La montagna, la miseria e l’istinto di sopravvivenza umana.
La ballata di Narayama – Sono questi alcuni elementi dell’equazione dello splendido film di Shohei Imamura. Il regista nipponico ci porta in un villaggio sperduto fra le montagne nel 1800, dove l’uomo è ancora fortemente legato alla natura e, soprattutto, è spesso dominato dai suoi istinti.
Nel piccolo villaggio rurale di Shinshu, per legge, al raggiungimento del settantesimo anno di età i figli sono tenuti a portare i loro genitori sulla montagna Narayama per lasciarli morire. Un modo per dover sfamare una bocca in meno, ma anche una tradizione secolare per cui le anime dei propri cari si congiungono dopo la morte sulla montagna. Orin (la straordinaria Sumiko Sakamoto), matriarca prossima alla fatidica età, passa il suo ultimo anno di vita a sistemare i suoi figli, anche se ancora perfettamente in salute. Il film è ispirato dai racconti di Fukazawa Shichirō e dal precedente film sullo stesso tema di Keisuke Kinoshita, La leggenda di Narayama.
Il film di Imamura si distingue per l’estrema freddezza con cui racconta un anno nella vita di un villaggio come, presumibilmente, ce ne furono molti in Giappone. Uno sguardo antropologico, quello del regista, su di una società ancora molto arretrata, alle porte dell’epoca moderna, fondata sull’agricoltura di sussistenza e regolata da leggi che sembrano appartenere più al mondo selvaggio della natura che a quello della civiltà umana. Gli uomini non hanno pietà dei loro vicini, che spesso condividono con loro le stesse miserie. Non riescono a guardare oltre il proprio orto, ad unire le forze contro le avversità della natura che li circonda. Quando una famiglia verrà scoperta a rubare cibo per non morire di fame durante l’inverno, sarà deciso di seppellirli vivi. Non esiste alcuna solidarietà, tutti sono lasciati soli a lottare contro il mondo esterno.
L’uomo non è altro che un animale, ci fa notare Imamura.
Ma oltre che con le parole ed i fatti che ci presenta, lo fa utilizzando un espediente visivo molto forte. Il regista ricorre più volte ad un montaggio analogico, inframezzando le azioni dell’uomo con quelle degli animali che li circondano. Un uso magistrale della tecnica, degna del Maestro Ejzenstejn che altro non fa che sottolineare visivamente un discorso di fondo che tornerà più volte. Si serve inoltre di poche parole, affidando spesso alcune scene chiave ad un silenzio protratto nel tempo, come nei momenti finali, quando il figlio porterà l’anziana donna in spalle su per la montagna. C’è qualcosa di sacro in questo viaggio, qualcosa che non potrebbe essere descritto a parole. Orin, con grande rassegnazione, accetta il suo destino, mentre il figlio ne è sempre meno convinto.

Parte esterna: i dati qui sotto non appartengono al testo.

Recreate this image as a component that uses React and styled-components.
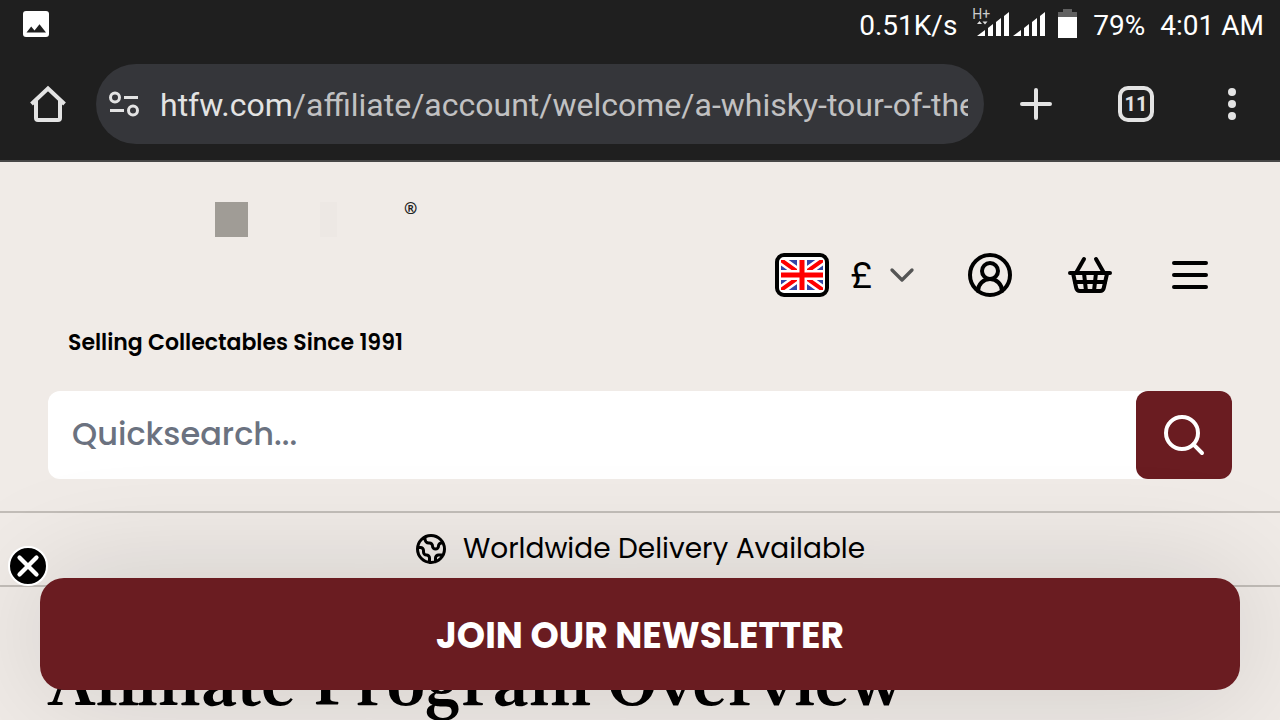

Imamura usa una regia estremamente elegante, tipica di un certo tipo di cinema nipponico, ma lo fa per raccontare una storia dai tratti brutali. Un contrasto tra forma e contenuto che non fa altro che sottolineare le storture di una società e la durezza della vita nel villaggio. Gli spettacolari scenari del villaggio nella quattro stagioni dell’anno diventano lo sfondo per una storia cruenta e dura. Lontana insomma dai caratteri elegiaci di molto cinema giapponese e, a tratti, difficile da sopportare, con alcune scene particolarmente intense e crude.
Le pulsioni dominano gli uomini quando la vita diventa difficile.
Imamura non esita a metterle in primo piano, anche quando si tratta di quelle sessuali, che spesso somigliano più a stupri che a rapporti consensuali. Ulteriore dimostrazione di una brutalità umana che viene fuori quando l’ambiente circostante diventa più ostile.
Un istinto di sopravvivenza che ci fa regredire ad uno stato primitivo, dove le leggi create da noi stessi diventano nulle e vengono superate continuamente quando in ballo c’è la sopravvivenza. La presenza costante della montagna fa da perfetto collante ad un film cupo, che scava nel profondo dell’animo umano, più di quanto non si possa notare ad uno sguardo superficiale. Un continuo ricordare, a chi dovesse per caso dimenticarselo, che non si può sfuggire alla morte.
Una perla imperdibile da un maestro del cinema asiatico, vincitrice della Palme d’Or a Cannes nel 1983.